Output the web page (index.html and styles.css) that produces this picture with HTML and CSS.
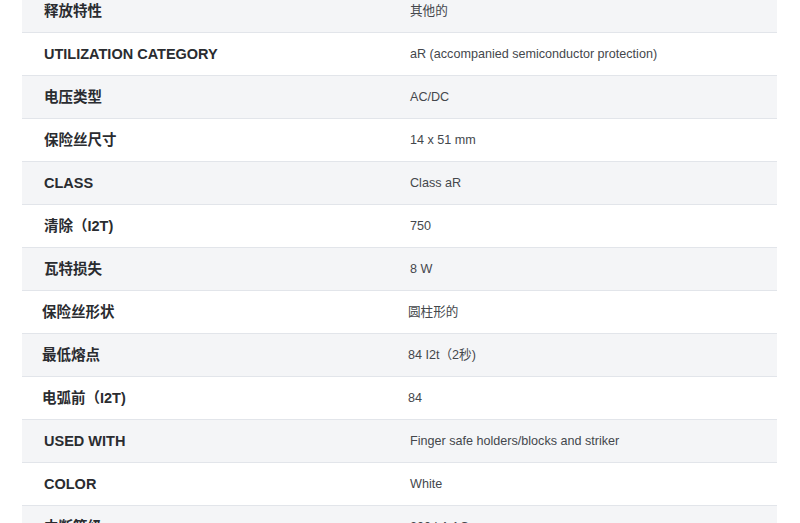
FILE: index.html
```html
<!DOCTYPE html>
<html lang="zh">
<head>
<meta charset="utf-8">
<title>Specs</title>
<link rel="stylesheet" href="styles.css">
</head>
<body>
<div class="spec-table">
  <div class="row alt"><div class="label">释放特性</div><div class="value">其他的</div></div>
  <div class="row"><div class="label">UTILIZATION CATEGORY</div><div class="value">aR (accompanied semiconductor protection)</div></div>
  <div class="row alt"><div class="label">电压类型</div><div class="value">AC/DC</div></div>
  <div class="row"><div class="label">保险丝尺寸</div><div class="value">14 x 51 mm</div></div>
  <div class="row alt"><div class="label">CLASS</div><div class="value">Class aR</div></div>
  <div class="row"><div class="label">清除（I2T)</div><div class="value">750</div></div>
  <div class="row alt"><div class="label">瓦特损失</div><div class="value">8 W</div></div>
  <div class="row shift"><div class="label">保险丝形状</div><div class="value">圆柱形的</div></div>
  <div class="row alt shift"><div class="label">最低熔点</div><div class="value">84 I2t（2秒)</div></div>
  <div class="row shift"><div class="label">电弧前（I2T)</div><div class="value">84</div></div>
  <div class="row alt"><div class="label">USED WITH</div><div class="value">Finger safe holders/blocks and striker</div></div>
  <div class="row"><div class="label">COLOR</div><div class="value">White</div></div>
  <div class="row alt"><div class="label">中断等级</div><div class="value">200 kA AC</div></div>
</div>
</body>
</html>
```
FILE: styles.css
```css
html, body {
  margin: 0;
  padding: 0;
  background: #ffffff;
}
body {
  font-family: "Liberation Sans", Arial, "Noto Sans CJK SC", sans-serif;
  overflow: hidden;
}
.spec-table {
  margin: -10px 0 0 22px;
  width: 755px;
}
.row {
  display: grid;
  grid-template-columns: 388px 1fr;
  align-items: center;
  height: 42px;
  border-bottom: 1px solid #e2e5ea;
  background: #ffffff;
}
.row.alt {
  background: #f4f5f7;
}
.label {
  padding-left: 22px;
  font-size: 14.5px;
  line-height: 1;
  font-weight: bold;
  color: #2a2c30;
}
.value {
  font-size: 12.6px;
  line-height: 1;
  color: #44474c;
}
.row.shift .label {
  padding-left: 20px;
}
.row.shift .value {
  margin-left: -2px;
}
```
________________________________________
* [WRITTEN REQUEST]:
From the data above, work out how many lines hold "index". Answer with the number alone.

* [COMPLETE ANSWER]:
2